Our exit from the DFAC was delayed a little when some Iraqis tried to add some of their traditions to ours. I had just picked up my pie and was headed for the ice-cream when the alarms sounded followed by the recorded, "incoming, incoming, incoming." Most dove for the floor, I wanted my ice-cream. The DFACs are some of the best protected facilities around with plenty of overhead cover and high concrete barriers all around. I got my ice-cream and sat back down. I wasn't about to leave until I heard the all clear. After all, we saw the burn marks from a mortar that landed just outside the protective barrier, little more than 50 feet from where I was sitting at the time, only a couple days before. I heard no impacts but finally the all clear so I left with my pie and ice-cream.

One night on a cot and I caught a flight out of Baghdad International. I expect to be home in the next day or two so don't expect to hear from me for a while.


Monday, November 12, 2007

Veterans Day

In Mike Royko fashion, I spent Veterans Day working. Not that you could call what I do here working but I was away from home and ready to pounce on any machine I am responsible for that may decide have a hic-up. After all, it's not my fault these machines have a reputation better than Maytags.

For me, the whole holiday weekend was rather noteworthy. On Friday, I was stuffed into a Blackhawk with a dozen other people along with all our gear and flew up to Balad. At least I was stuffed against the window with access to my backup camera so I sapped a few photos before it rebelled; something to do with batteries being stored in the device for four months without use. I still got a number of good shots of Baghdad and the countryside. After being stuck on base for over 3 months, where all vegetation seems to be discouraged, I was surprised to see how much green was out there.

Friday night was painful. I was stuck in a plywood shack with walls that seemed to amplify any conversations outside. About 10 other guys meant at least one of them snoring loudly at any given time and there was a constant stream of people coming and going with flashlights flickering around and metal bunk beds creaking all night long. And the AC was set to near meat locker temperatures.

Saturday, I had the pleasure of the company of a bunch of Navy Customs inspectors. They had invited me out to provide some training on the equipment I service. They were open and friendly with many of them from my corner of the States. They really made the day enjoyable in spite of it starting early and ending late.
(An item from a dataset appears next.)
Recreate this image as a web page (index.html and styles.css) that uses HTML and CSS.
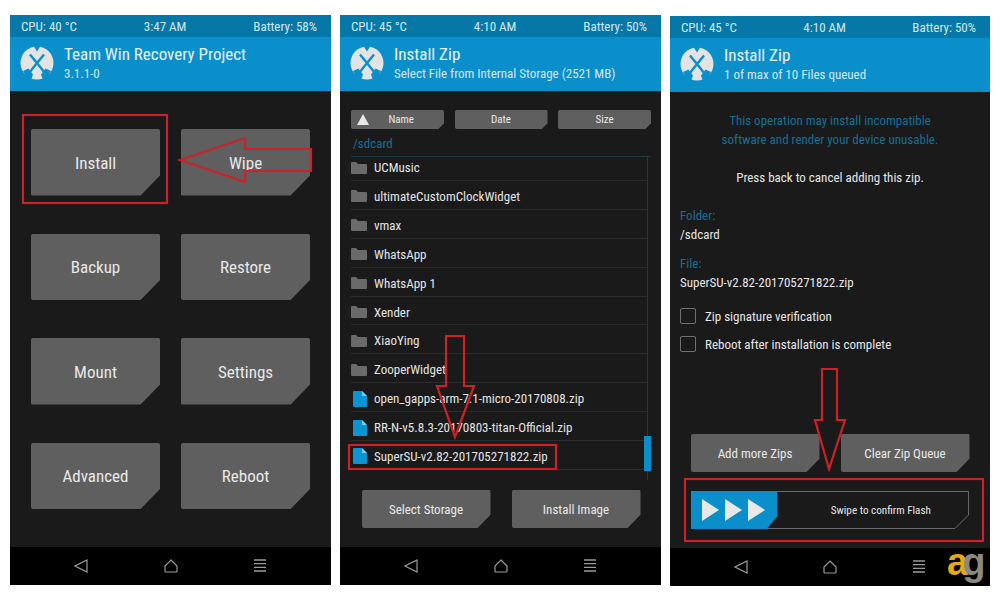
FILE: index.html
```html
<!DOCTYPE html>
<html lang="en">

<head>
  <meta charset="UTF-8">
  <title>TWRP install steps</title>
  <link rel="stylesheet" href="styles.css">
</head>

<body>
  <svg width="0" height="0" class="defs">
    <symbol id="logo" viewBox="0 0 34 34">
      <circle cx="17" cy="17" r="16.500" fill="#e3e3e3" />
      <path fill="none" stroke="#0b8fca" stroke-width="2.400" d="M10 8.500 17 17 24 8.500M17 17 9.500 26.500M17 17 24.500 26.500" />
      <path fill="#0b8fca" d="M13.500 0H20.500L17 5.500ZM3 25 8.500 22.500 13 28.500 11 34 7 33ZM31 25 25.500 22.500 21 28.500 23 34 27 33Z" />
    </symbol>
    <symbol id="folder" viewBox="0 0 16 12">
      <path fill="#6a6a6a" d="M0 1q0-1 1-1h4l2 2h8q1 0 1 1v8q0 1-1 1H1q-1 0-1-1z" />
    </symbol>
    <symbol id="file" viewBox="0 0 14 16">
      <path fill="#0b94d3" d="M1 0h8l5 5v10q0 1-1 1H1q-1 0-1-1V1q0-1 1-1z" />
      <path fill="#7fc6e6" d="M9 0l5 5H9z" />
    </symbol>
    <symbol id="back" viewBox="0 0 14 14">
      <path fill="none" stroke="#9a9a9a" stroke-width="1.200" d="M13 1v12L1 7z" />
    </symbol>
    <symbol id="home" viewBox="0 0 14 14">
      <path fill="none" stroke="#9a9a9a" stroke-width="1.200" d="M7 1l6 6v5q0 1-1 1H2q-1 0-1-1V7z" />
    </symbol>
    <symbol id="menu" viewBox="0 0 14 14">
      <path fill="none" stroke="#9a9a9a" stroke-width="1.300" d="M1 1h12M1 4.700h12M1 8.300h12M1 12h12" />
    </symbol>
  </svg>

  <div class="shots">
    <!-- main menu -->
    <section class="phone">
      <div class="status"><span>CPU: 40 °C</span><span>3:47 AM</span><span>Battery: 58%</span></div>
      <header class="head">
        <svg class="logo"><use href="#logo" /></svg>
        <div>
          <h1>Team Win Recovery Project</h1>
          <p>3.1.1-0</p>
        </div>
      </header>
      <main class="body menu">
        <div class="btn big">Install</div>
        <div class="btn big">Wipe</div>
        <div class="btn big">Backup</div>
        <div class="btn big">Restore</div>
        <div class="btn big">Mount</div>
        <div class="btn big">Settings</div>
        <div class="btn big">Advanced</div>
        <div class="btn big">Reboot</div>
      </main>
      <nav class="nav">
        <svg><use href="#back" /></svg>
        <svg><use href="#home" /></svg>
        <svg><use href="#menu" /></svg>
      </nav>
    </section>

    <!-- file picker -->
    <section class="phone">
      <div class="status"><span>CPU: 45 °C</span><span>4:10 AM</span><span>Battery: 50%</span></div>
      <header class="head">
        <svg class="logo"><use href="#logo" /></svg>
        <div>
          <h1>Install Zip</h1>
          <p>Select File from Internal Storage (2521 MB)</p>
        </div>
      </header>
      <main class="body picker">
        <div class="sort">
          <div class="btn tiny"><i class="tri"></i>Name</div>
          <div class="btn tiny">Date</div>
          <div class="btn tiny">Size</div>
        </div>
        <div class="path">/sdcard</div>
        <ul class="files">
          <li><svg class="ic"><use href="#folder" /></svg>UCMusic</li>
          <li><svg class="ic"><use href="#folder" /></svg>ultimateCustomClockWidget</li>
          <li><svg class="ic"><use href="#folder" /></svg>vmax</li>
          <li><svg class="ic"><use href="#folder" /></svg>WhatsApp</li>
          <li><svg class="ic"><use href="#folder" /></svg>WhatsApp 1</li>
          <li><svg class="ic"><use href="#folder" /></svg>Xender</li>
          <li><svg class="ic"><use href="#folder" /></svg>XiaoYing</li>
          <li><svg class="ic"><use href="#folder" /></svg>ZooperWidget</li>
          <li><svg class="ic doc"><use href="#file" /></svg>open_gapps-arm-7.1-micro-20170808.zip</li>
          <li><svg class="ic doc"><use href="#file" /></svg>RR-N-v5.8.3-20170803-titan-Official.zip</li>
          <li><svg class="ic doc"><use href="#file" /></svg>SuperSU-v2.82-201705271822.zip</li>
          <li class="thumb"></li>
        </ul>
        <div class="pair">
          <div class="btn mid">Select Storage</div>
          <div class="btn mid">Install Image</div>
        </div>
      </main>
      <nav class="nav">
        <svg><use href="#back" /></svg>
        <svg><use href="#home" /></svg>
        <svg><use href="#menu" /></svg>
      </nav>
    </section>

    <!-- confirm -->
    <section class="phone third">
      <div class="status"><span>CPU: 45 °C</span><span>4:10 AM</span><span>Battery: 50%</span></div>
      <header class="head">
        <svg class="logo"><use href="#logo" /></svg>
        <div>
          <h1>Install Zip</h1>
          <p>1 of max of 10 Files queued</p>
        </div>
      </header>
      <main class="body confirm">
        <p class="warn">This operation may install incompatible<br>software and render your device unusable.</p>
        <p class="press">Press back to cancel adding this zip.</p>
        <dl class="info">
          <dt>Folder:</dt>
          <dd>/sdcard</dd>
          <dt>File:</dt>
          <dd>SuperSU-v2.82-201705271822.zip</dd>
        </dl>
        <div class="check"><i></i>Zip signature verification</div>
        <div class="check"><i></i>Reboot after installation is complete</div>
        <div class="pair bottom">
          <div class="btn mid">Add more Zips</div>
          <div class="btn mid">Clear Zip Queue</div>
        </div>
        <div class="swipe">
          <svg class="track" viewBox="0 0 278 38"><path d="M.5.5H277.500V24L264 37.500H.5Z" /></svg>
          <div class="slider"><b></b><b></b><b></b></div>
          <span>Swipe to confirm Flash</span>
        </div>
      </main>
      <nav class="nav">
        <svg><use href="#back" /></svg>
        <svg><use href="#home" /></svg>
        <svg><use href="#menu" /></svg>
      </nav>
    </section>
  </div>

  <!-- red marks drawn on top of the screenshots -->
  <svg class="marks" width="1000" height="600" viewBox="0 0 1000 600">
    <g fill="none" stroke="#cb2229" stroke-width="2.200">
      <rect x="23" y="115" width="144" height="88" />
      <path d="M180 160 245 138V149H311V171H245V182Z" />
      <path d="M446 336H464V386H474L455 437 437 386H446Z" />
      <rect x="349" y="445" width="207" height="24" />
      <path d="M822 369H837V420H845L829 469 815 420H822Z" />
      <rect x="685" y="479" width="298" height="62" />
    </g>
  </svg>

  <div class="brand"><span class="a">a</span><span class="g">g</span></div>
</body>

</html>
```

FILE: styles.css
```css
* {
  box-sizing: border-box;
}

body {
  margin: 0;
  width: 1000px;
  height: 600px;
  overflow: hidden;
  background: #fff;
  position: relative;
  font-family: "Roboto Condensed", Roboto, sans-serif;
  font-stretch: condensed;
  color: #e6e6e6;
}

.defs {
  position: absolute;
}

.shots {
  display: flex;
  gap: 9px;
  padding: 15px 10px 0;
}

.phone {
  width: 321px;
  height: 570px;
  display: flex;
  flex-direction: column;
  background: #1a1a1a;
}

.third {
  margin-top: 1px;
  width: 320px;
}

.status {
  height: 22px;
  flex: none;
  display: flex;
  justify-content: space-between;
  align-items: center;
  padding: 0 14px 0 11px;
  background: #0578a8;
  font-size: 13px;
  color: #d4e6ee;
}

.head {
  height: 54px;
  flex: none;
  display: flex;
  align-items: center;
  gap: 10px;
  padding: 0 0 0 10px;
  background: #0b8fca;
}

.logo {
  width: 34px;
  height: 34px;
  margin-bottom: 2px;
}

h1 {
  margin: 0;
  font-size: 17px;
  font-weight: 400;
  line-height: 20px;
  color: #e8f2f7;
}

.head p {
  margin: 0;
  font-size: 13px;
  line-height: 20px;
  color: #d5e7f0;
}

.body {
  flex: 1;
  min-height: 0;
}

.btn {
  display: flex;
  align-items: center;
  justify-content: center;
  background: #5f5f5f;
  border-radius: 2px;
  color: #e8e8e8;
}

.big {
  height: 66.500px;
  font-size: 17px;
  padding-top: 1px;
  clip-path: polygon(0 0, 100% 0, 100% 70%, 85% 100%, 0 100%);
}

.mid {
  width: 129px;
  height: 38px;
  font-size: 13px;
  clip-path: polygon(0 0, 100% 0, 100% 65%, 90% 100%, 0 100%);
}

.tiny {
  width: 93px;
  height: 19px;
  font-size: 11px;
  clip-path: polygon(0 0, 100% 0, 100% 70%, 94% 100%, 0 100%);
}

.menu {
  display: grid;
  grid-template-columns: 129px 129px;
  justify-content: center;
  column-gap: 21px;
  row-gap: 38px;
  padding-top: 38px;
  align-content: start;
}

.picker {
  padding: 19px 10px 0 11px;
  display: flex;
  flex-direction: column;
}

.sort {
  display: flex;
  justify-content: space-between;
}

.tri {
  width: 0;
  height: 0;
  border: 6px solid transparent;
  border-top: 0;
  border-bottom: 11px solid #e8e8e8;
  margin: 0 auto 0 6px;
}

.tiny:first-child {
  padding-right: 30px;
}

.path {
  height: 28px;
  font-size: 13px;
  line-height: 30px;
  padding-left: 2px;
  color: #166f96;
  border-bottom: 1px solid #1d3a47;
}

.files {
  list-style: none;
  margin: 0;
  padding: 0;
  position: relative;
  height: 323px;
  border-right: 1px solid #333;
  margin-right: 3px;
}

.files li {
  height: 28.900px;
  display: flex;
  align-items: center;
  gap: 7px;
  padding-top: 3px;
  font-size: 13px;
  color: #e4e4e4;
  border-bottom: 1px solid #2c2c2c;
}

.files li:first-child {
  height: 24px;
  padding: 0 0 2px;
}

.files .thumb {
  position: absolute;
  right: -4px;
  top: 279px;
  width: 7px;
  height: 35px;
  background: #0b8fca;
  border: 0;
}

.ic {
  width: 16px;
  height: 12px;
}

.doc {
  width: 14px;
  height: 16px;
  margin: 0 0 0 2px;
}

.pair {
  display: flex;
  gap: 21px;
  justify-content: center;
  margin-top: 10px;
}

.confirm {
  padding: 19px 10px 0;
  font-size: 13px;
  display: flex;
  flex-direction: column;
}

.confirm p {
  margin: 0;
  text-align: center;
}

.warn {
  line-height: 19px;
  color: #166f96;
}

.confirm .press {
  margin-top: 19px;
  line-height: 19px;
}

.info {
  margin: 19px 0 0;
  line-height: 19px;
}

.info dt {
  color: #166f96;
}

.info dd {
  margin: 0 0 10px;
}

.check {
  display: flex;
  align-items: center;
  gap: 9px;
  height: 16px;
  margin-top: 6px;
  margin-bottom: 6px;
}

.check i {
  width: 16px;
  height: 16px;
  border: 1px solid #6f6f6f;
  border-radius: 2px;
}

.bottom {
  margin-top: 76px;
}

.swipe {
  margin: 19px 11px 0;
  height: 38px;
  position: relative;
  display: flex;
  align-items: center;
  justify-content: flex-end;
  padding-right: 38px;
  font-size: 11.200px;
}

.track {
  position: absolute;
  left: 0;
  top: 0;
  width: 278px;
  height: 38px;
  fill: none;
  stroke: #6a6a6a;
}

.slider {
  position: absolute;
  left: 0;
  top: 0;
  width: 86px;
  height: 38px;
  display: flex;
  align-items: center;
  gap: 6px;
  padding-left: 11px;
  background: #0b8fca;
  clip-path: polygon(0 0, 100% 0, 100% 68%, 88% 100%, 0 100%);
}

.slider b {
  width: 0;
  height: 0;
  border: 11px solid transparent;
  border-right: 0;
  border-left: 17px solid #e8e8e8;
}

.swipe span {
  position: relative;
}

.nav {
  height: 38px;
  flex: none;
  display: flex;
  justify-content: space-between;
  align-items: center;
  padding: 0 64px;
  background: #000;
}

.nav svg {
  width: 14px;
  height: 14px;
}

.marks {
  position: absolute;
  left: 0;
  top: 0;
}

.brand {
  position: absolute;
  left: 947px;
  top: 541px;
  font-family: "Liberation Sans", sans-serif;
  font-stretch: normal;
  font-size: 38px;
  font-weight: 700;
  letter-spacing: -6px;
}

.brand .a {
  color: #e8a90f;
}

.brand .g {
  color: #8a8a80;
}
```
Saturday rolled into Sunday at the passenger terminal. My scheduled return flight was not until Monday but I didn't want to experience another night in the transient quarters so I signed up for stand-by for the next flight back even though it was scheduled for 1:00 AM.

While waiting I watched Michigan get a spanking from Wisconsin. That improved the day even more since it helped illuminate the corruption that is the BCS. It just disgusts me that, after 3 loses to nobodies, Michigan has a better chance of a BCS game than undefeated Hawaii.
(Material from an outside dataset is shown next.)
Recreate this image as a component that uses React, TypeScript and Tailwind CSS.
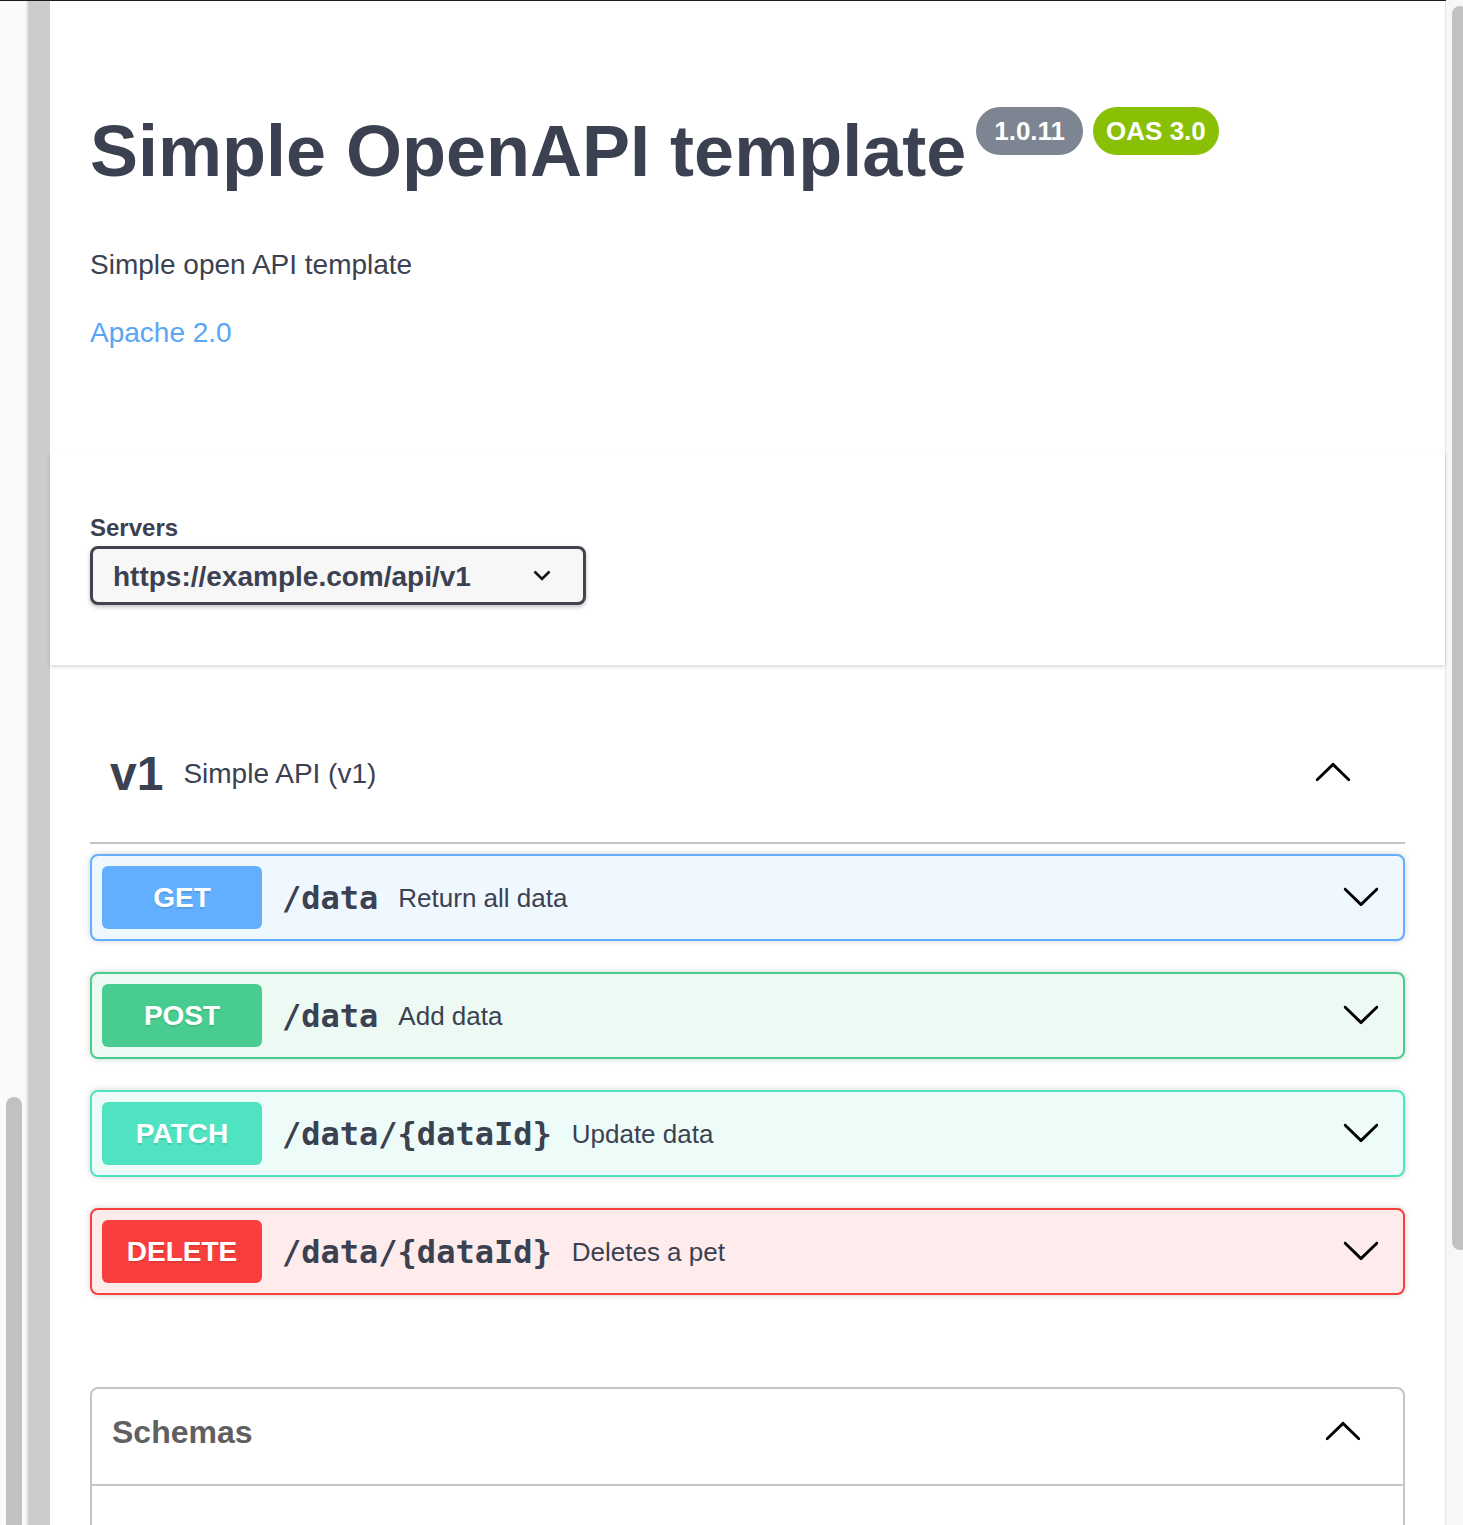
import React from 'react';
import clsx from 'clsx';

const ARROW =
  'M17.418 6.109c.272-.268.709-.268.979 0s.271.701 0 .969l-7.908 7.83c-.27.268-.707.268-.979 0l-7.908-7.83c-.27-.268-.27-.701 0-.969.271-.268.709-.268.979 0L10 13.25l7.418-7.141z';

function Arrow({ up, className }: { up?: boolean; className?: string }) {
  return (
    <svg viewBox="0 0 20 20" width="40" height="40" className={clsx('shrink-0', up && 'rotate-180', className)}>
      <path fill="#000" d={ARROW} />
    </svg>
  );
}

const ops = [
  { method: 'GET', path: '/data', summary: 'Return all data', badge: 'bg-[#61affe]', box: 'border-[#61affe] bg-[#eff7ff]' },
  { method: 'POST', path: '/data', summary: 'Add data', badge: 'bg-[#49cc90]', box: 'border-[#49cc90] bg-[#edfaf4]' },
  { method: 'PATCH', path: '/data/{dataId}', summary: 'Update data', badge: 'bg-[#50e3c2]', box: 'border-[#50e3c2] bg-[#eefcf9]' },
  { method: 'DELETE', path: '/data/{dataId}', summary: 'Deletes a pet', badge: 'bg-[#f93e3e]', box: 'border-[#f93e3e] bg-[#feecec]' },
];

export default function App() {
  return (
    <div className="flex h-[1525px] w-[1463px] overflow-hidden bg-white font-['Liberation_Sans',Arial,sans-serif] text-[#3b4151]">
      <div className="flex flex-1 border-t border-[#1b1b1b]">
        {/* left window chrome */}
        <div className="flex w-[50px] shrink-0">
          <div className="w-[26px] bg-[#fafafa] pl-[6px] pt-[1096px]">
            <div className="h-[440px] w-[16px] rounded-full bg-[#c1c1c1]" />
          </div>
          <div className="w-[2px] bg-[#e8e8e8]" />
          <div className="w-[22px] bg-[#cccccc]" />
        </div>

        <main className="flex-1 border-r border-[#e8e8e8] bg-white">
          {/* info */}
          <section className="px-[40px] pt-[106px] pb-[103px]">
            <div className="flex items-start">
              <h2 className="mt-[4px] text-[72px] font-bold leading-[80px] text-[#3b4151]">Simple OpenAPI template</h2>
              <div className="ml-[10px] flex gap-[10px]">
                <span className="flex h-[48px] items-center rounded-full bg-[#7d8492] px-[18px] text-[26px] font-bold leading-[30px] text-white">
                  1.0.11
                </span>
                <span className="flex h-[48px] items-center rounded-full bg-[#89bf04] px-[13px] text-[26px] font-bold leading-[30px] text-white">
                  OAS 3.0
                </span>
              </div>
            </div>
            <p className="mt-[58px] text-[28px] leading-[32px]">Simple open API template</p>
            <a className="mt-[36px] block w-fit text-[28px] leading-[32px] text-[#58a6f5]">Apache 2.0</a>
          </section>

          {/* servers */}
          <section className="relative px-[40px] pt-[62px] pb-[60px] shadow-[0_2px_4px_0_rgba(0,0,0,0.15)]">
            <div className="text-[24px] font-bold leading-[28px]">Servers</div>
            <div className="mt-[4px] flex h-[59px] w-[496px] items-center justify-between rounded-[8px] border-[3px] border-[#41444e] bg-[#f7f7f7] pl-[20px] pr-[32px] shadow-[0_2px_4px_0_rgba(0,0,0,0.25)]">
              <span className="mt-[2px] text-[28px] font-bold leading-[32px]">https://example.com/api/v1</span>
              <svg width="18" height="11" viewBox="0 0 18 11">
                <polyline points="1.5,1.5 9,9 16.5,1.5" fill="none" stroke="#111" strokeWidth="2.6" />
              </svg>
            </div>
          </section>

          {/* tag */}
          <section className="px-[40px] pt-[40px]">
            <h3 className="flex h-[139px] items-center border-b-2 border-[#c4c6cb] pl-[20px]">
              <span className="text-[48px] font-bold leading-[56px]">v1</span>
              <span className="ml-[20px] text-[28px] leading-[32px]">Simple API (v1)</span>
              <span className="flex-1" />
              <Arrow up className="mb-[2px] mr-[52px]" />
            </h3>

            <div className="mt-[10px] flex flex-col gap-[31px]">
              {ops.map((op) => (
                <div
                  key={op.method}
                  className={clsx(
                    'flex items-center rounded-[8px] border-2 p-[10px] shadow-[0_0_6px_rgba(0,0,0,0.19)]',
                    op.box,
                  )}
                >
                  <span
                    className={clsx(
                      'flex h-[63px] w-[160px] items-center justify-center rounded-[6px] text-[28px] font-bold text-white [text-shadow:0_2px_0_rgba(0,0,0,0.1)]',
                      op.badge,
                    )}
                  >
                    {op.method}
                  </span>
                  <span className="px-[20px] font-['DejaVu_Sans_Mono',monospace] text-[32px] font-bold leading-[40px]">
                    {op.path}
                  </span>
                  <span className="text-[26px] leading-[30px]">{op.summary}</span>
                  <span className="flex-1" />
                  <Arrow className="mb-[4px] mr-[12px]" />
                </div>
              ))}
            </div>

            {/* schemas */}
            <div className="mt-[92px] rounded-[8px] border-2 border-[#c4c6cb]">
              <h4 className="flex h-[97px] items-center border-b-2 border-[#c4c6cb] pb-[10px] pl-[20px] pr-[40px] text-[32px] font-bold text-[#606060]">
                <span className="flex-1">Schemas</span>
                <Arrow up />
              </h4>
              <div className="h-[200px]" />
            </div>
          </section>
        </main>
      </div>

      {/* right scrollbar */}
      <div className="w-[17px] shrink-0 overflow-hidden bg-[#f7f7f7] pl-[6px] pt-[6px]">
        <div className="h-[1244px] w-[16px] rounded-full bg-[#c1c1c1]" />
      </div>
    </div>
  );
}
I did get a seat on that middle of the night flight and was once again stuffed into a Blackhawk. This time I stuck the ear buds of my mp3 player under my ear muffs, propped my helmet, and fell asleep. I always wake up on an airplane as soon as it starts its decent and apparently this is also true with helicopters in spite of their low level flight. Something changed so I opened my eyes and recognized military spacing among the lights below. The familiarity became more so as I recognized landmarks from Camp Victory/Liberty. I landed around 3:00 AM and didn't want to wake anyone at that hour. The night was cool and was only about a mile from my quarters, so I left my body armor on, threw my bags over my shoulders and enjoyed the walk home.

I slept late, attended church services among friends, and spent the evening at the freshly rebuilt RC track that wasn't quite ready for racing. It was another good day.
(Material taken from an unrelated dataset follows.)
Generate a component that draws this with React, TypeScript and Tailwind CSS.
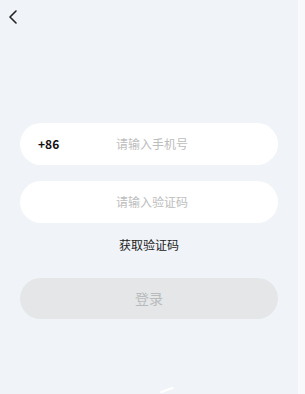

Monday, I cleaned and packed my RC car along with some other belongings that I will not need this next week and shipped a box home.

I was originally scheduled to be home for Veterans Day but I do not mind the extension. I can think of few places I would have rather been on this day than in the company of so many Veterans. These guys know the meaning of the word sacrifice; to give something of value for something of greater value. They believe in something greater than the individual and are willing to pay the price for it. They are generally selfless and caring. I can think of no better place to be on this weekend (other than perhaps Uncle Jimbo's imagination).